Hofstra Law Review


Stewart Jay


Since the mid-nineteenth century, courts consistently have held that corporations cannot be citizens for purposes of the Privileges and Immunities Clause of Article I of the U.S. Constitution. Judges reasoned that because corporations were not humans, they were unable to be “citizens” eligible for the clause’s protection against discriminatory treatment by states. Yet the Supreme Court also held that corporations were citizens for purposes of federal judicial jurisdiction, as well as “persons” under the Fourteenth Amendment. Extending these constitutional protections to corporations is based on the idea that businesses are owned by actual people who are harmed when their companies suffer from arbitrary treatment by government. Precisely the same rationale was a major reason for including the Privileges and Immunities Clause in the Constitution.

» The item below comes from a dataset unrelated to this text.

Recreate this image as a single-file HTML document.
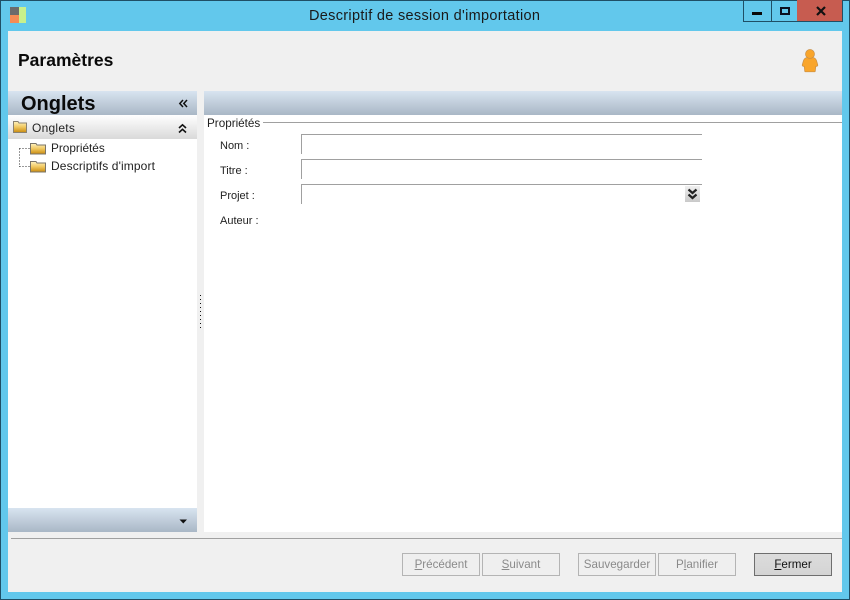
<!DOCTYPE html>
<html lang="fr"><head><meta charset="utf-8"><title>Descriptif de session d'importation</title>
<style>
html,body{margin:0;padding:0;width:850px;height:600px;overflow:hidden;background:#62c8ec}
body{position:relative;font-family:"Liberation Sans",sans-serif;color:#111}
div,svg{position:absolute}
.t{white-space:nowrap;font-size:12px;line-height:14px}
.l{font-size:11px;color:#222;left:220px}
.hd{background:linear-gradient(#d8e4f0,#a9b7c6)}
.btn{top:553px;width:76px;height:21px;border:1px solid #b4b4b4;background:#efefef;text-align:center;font-size:11.600px;line-height:22px;color:#8a8a8a}
.line{height:1px;background:#a0a0a0}
.v{width:1px;background:#a0a0a0}
</style></head><body>
<div style="left:0;top:0;width:848px;height:598px;border:1px solid #1f4f66"></div>
<div style="left:10px;top:7px;width:9px;height:8px;background:#6b6b6b"></div>
<div style="left:10px;top:15px;width:9px;height:8px;background:#f48c55"></div>
<div style="left:19px;top:7px;width:7px;height:16px;background:#c8f08c"></div>
<div class="t" style="left:309px;top:7px;font-size:14.500px;line-height:19px;color:#1a1a1a;letter-spacing:.31px">Descriptif de session d'importation</div>

<div style="left:743px;top:0;width:98px;height:21px;border:1px solid #1f4f66;border-top:0"></div>
<div style="left:771px;top:0;width:1px;height:21px;background:#1f4f66"></div>
<div style="left:797px;top:0;width:45px;height:21px;background:#c75c50;border-bottom:1px solid #1f4f66;border-right:1px solid #1f4f66"></div>
<div style="left:752px;top:12px;width:10px;height:3px;background:#0a0a0a"></div>
<div style="left:780px;top:7px;width:6px;height:4px;border:2px solid #0a1020"></div>
<svg style="left:815px;top:6px" width="12" height="10" viewBox="0 0 12 10"><path d="M2 1L10 9M10 1L2 9" stroke="#111" stroke-width="2.200" fill="none"/></svg>

<div style="left:8px;top:31px;width:834px;height:561px;background:#f0f0f0"></div>
<div class="t" style="left:18px;top:50px;font-size:17.500px;line-height:20px;font-weight:bold;color:#0a0a0a">Paramètres</div>
<svg style="left:800px;top:48px" width="20" height="26" viewBox="0 0 20 26"><path d="M3.500 12.500C4.200 10.500 6 9.500 8 9.300H12C14 9.500 15.800 10.500 16.500 12.500L17.800 17C18 18 17 18.500 15.800 18.300L15.300 23C15.300 23.500 14.800 23.800 14.300 23.800H5.700C5.200 23.800 4.700 23.500 4.700 23L4.200 18.300C3 18.500 2 18 2.200 17Z" fill="#f9a52b" stroke="#c8904a" stroke-width=".7"/><circle cx="10" cy="6" r="4.500" fill="#f9a52b" stroke="#c8904a" stroke-width=".7"/></svg>

<!-- left panel -->
<div class="hd" style="left:8px;top:91px;width:189px;height:24px"></div>
<div class="t" style="left:21px;top:93px;font-size:20px;line-height:23px;font-weight:bold;color:#0a0a0a">Onglets</div>
<svg style="left:178px;top:99px" width="11" height="9" viewBox="0 0 11 9"><path d="M5 1L1.800 4.500L5 8M9 1L5.800 4.500L9 8" stroke="#111" stroke-width="1.500" fill="none"/></svg>
<div style="left:8px;top:115px;width:189px;height:393px;background:#fff"></div>
<div style="left:8px;top:115px;width:189px;height:24px;background:linear-gradient(#fff,#d9d9d9)"></div>
<svg style="left:12px;top:120px" width="16" height="14" viewBox="0 0 16 14"><defs><linearGradient id="g" x1="0" y1="0" x2="0" y2="1"><stop offset="0" stop-color="#fff3c0"/><stop offset=".5" stop-color="#f0c860"/><stop offset="1" stop-color="#c88a10"/></linearGradient></defs><path d="M1.500 1.500H6L7 3H14.500V12.500H1.500Z" fill="url(#g)" stroke="#8a8270"/></svg>
<div class="t" style="left:32px;top:121px;color:#222;letter-spacing:.25px">Onglets</div>
<svg style="left:177px;top:123px" width="11" height="11" viewBox="0 0 11 11"><path d="M2 5L5.500 1.800L9 5M2 9.500L5.500 6.300L9 9.500" stroke="#111" stroke-width="1.600" fill="none"/></svg>

<svg style="left:18px;top:142px" width="14" height="30" viewBox="0 0 14 30" shape-rendering="crispEdges"><path d="M1.500 6.500H12" stroke="#333" stroke-dasharray="1 2" fill="none"/><path d="M1.500 6.500V25" stroke="#333" stroke-dasharray="1 2" fill="none"/><path d="M1.500 24.500H12" stroke="#333" stroke-dasharray="1 2" fill="none"/></svg>
<svg style="left:29px;top:142px" width="18" height="13" viewBox="0 0 18 13"><path d="M1.500 1.500H7L8 3H16.500V12H1.500Z" fill="url(#g)" stroke="#7a7468"/></svg>
<svg style="left:29px;top:160px" width="18" height="13" viewBox="0 0 18 13"><path d="M1.500 1.500H7L8 3H16.500V12H1.500Z" fill="url(#g)" stroke="#7a7468"/></svg>
<div class="t" style="left:51px;top:141px;color:#222;font-size:11.800px">Propriétés</div>
<div class="t" style="left:51px;top:159px;color:#222;letter-spacing:.12px">Descriptifs d'import</div>

<div class="hd" style="left:8px;top:508px;width:189px;height:24px"></div>
<svg style="left:179px;top:519px" width="9" height="5" viewBox="0 0 9 5"><path d="M0.500 0.500H8L4.300 4.500Z" fill="#111"/></svg>

<!-- splitter dots -->
<svg style="left:200px;top:294px" width="2" height="34" viewBox="0 0 2 34"><path d="M.5 0V34" stroke="#111" stroke-width="1" stroke-dasharray="1 3" stroke-dashoffset="-1"/></svg>

<!-- right panel -->
<div style="left:204px;top:115px;width:638px;height:417px;background:#fff"></div>
<div class="hd" style="left:204px;top:91px;width:638px;height:24px"></div>
<div class="line" style="left:263px;top:122px;width:579px"></div>
<div class="t" style="left:207px;top:117px;color:#222;font-size:11.700px">Propriétés</div>
<div class="t l" style="top:139px">Nom :</div>
<div class="t l" style="top:164px">Titre :</div>
<div class="t l" style="top:189px">Projet :</div>
<div class="t l" style="top:214px">Auteur :</div>

<div class="line" style="left:301px;top:134px;width:401px"></div>
<div class="v" style="left:301px;top:134px;height:20px"></div>
<div class="line" style="left:301px;top:159px;width:401px"></div>
<div class="v" style="left:301px;top:159px;height:20px"></div>
<div class="line" style="left:301px;top:184px;width:401px"></div>
<div class="v" style="left:301px;top:184px;height:20px"></div>
<div style="left:685px;top:186px;width:15px;height:16px;background:linear-gradient(#efefef,#c9c9c9)"></div>
<svg style="left:687px;top:188px" width="11" height="12" viewBox="0 0 11 12"><path d="M1.500 1.500L5.500 5L9.500 1.500M1.500 6.500L5.500 10L9.500 6.500" stroke="#222" stroke-width="2.200" fill="none"/></svg>

<!-- footer -->
<div style="left:11px;top:538px;width:831px;height:1px;background:#a0a0a0"></div>
<div class="btn" style="left:402px"><u>P</u>récédent</div>
<div class="btn" style="left:482px"><u>S</u>uivant</div>
<div class="btn" style="left:578px">Sauvegarder</div>
<div class="btn" style="left:658px">P<u>l</u>anifier</div>
<div class="btn" style="left:754px;border-color:#6e6e6e;background:linear-gradient(#dcdcdc,#d4d4d4);color:#111"><u>F</u>ermer</div>
</body></html>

This essay examines the history of the exclusion of corporations from Article IV, and compares it to the Court’s extension of Fourteenth Amendment rights and diversity jurisdiction in federal courts to business entities. In hindsight, it would have been more logical for the Court to have likewise decided that corporations should be treated as citizens for purposes of Article IV. When interstate corporations are harmed by state discrimination, the actual losers are individual shareholders. While it is highly unlikely that the Court would reverse more than 150 years of precedent and apply the clause to corporations, a study of the history involved reveals significant changes in attitudes about corporations and citizenship since the creation of the Constitution.